Volgens oer-Hollands poldermodel wordt er door de dijkgraaf een commissie samengesteld onder leiding van een onafhankelijke voorzitter. Daarin bespreekt men de gestelde kwestie op zodanige wijze dat iedereen het er mee eens kan zijn. Van alle partijen zijn hoge vertegenwoordigers aanwezig, dus willen wij alles. Maar met de nieuwe Europese spelregels gaat dat straks niet meer, dan verlies je overal. Dus wij moeten on-Hollands kiezen om één of twee grassprieten harder te laten groeien. Voor mij is de keuze heel eenvoudig. In Zweden (9 miljoen inwoners) komt de helft van de nationale export en 5 procent van het bruto-nationaal product voor rekening van 40.000 werknemers van een telecomleverancier. In de jaren tachtig maakten overheid en industrie de keuze om fors te investeren in mobiele telefonie – nu de succesfactor voor 3G (mobiel) Internet. In de zomer schreef ik al over de honderd persoonlijke computerapparaatjes in je kleding en over de verwachte 4G (‘embedded’) Internet. Op 4G (‘embedded’, misschien wel ‘ambient’) Internet van 2010-2020 kunnen wij nog wereldleider worden, maar dan moeten wij boven het maaiveld uit durven komen.
Aan de BV Nederland de uitdaging om een echte keuze te maken.
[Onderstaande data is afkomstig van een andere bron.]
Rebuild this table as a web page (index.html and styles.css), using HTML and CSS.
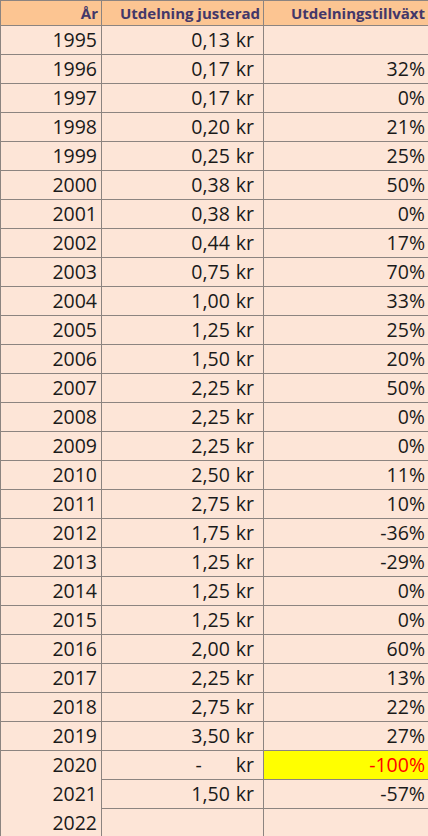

Ik weet dat het moeilijk is en lef vraagt. Zelfs grote bedrijven op het gebied van consumenten-elektronica durven nog niet echt. Maar op Europees niveau weten ze het al heel aardig met hun Ambient Intelligence. Daar zou ik op aansluiten door rondom Amsterdam ‘content, media en visualisatie’ te concentreren, rondom Twente telecommunicatie-netwerken, rondom Eindhoven (‘personal’) ‘embedded’ netwerken, rondom Delft sensor-technologie en voor ‘chip design’ en ‘user interfacing’ (spraakherkenning) gaan wij naar Leuven en Vlaanderen. Dan kunnen wij samen met onze Nederlandstalige zuiderburen een Randstadmodel van Centres of Excellence voor Ambient Intelligence neerzetten met mediadiensten boven de grote rivieren en industrie in Brabant en Vlaanderen.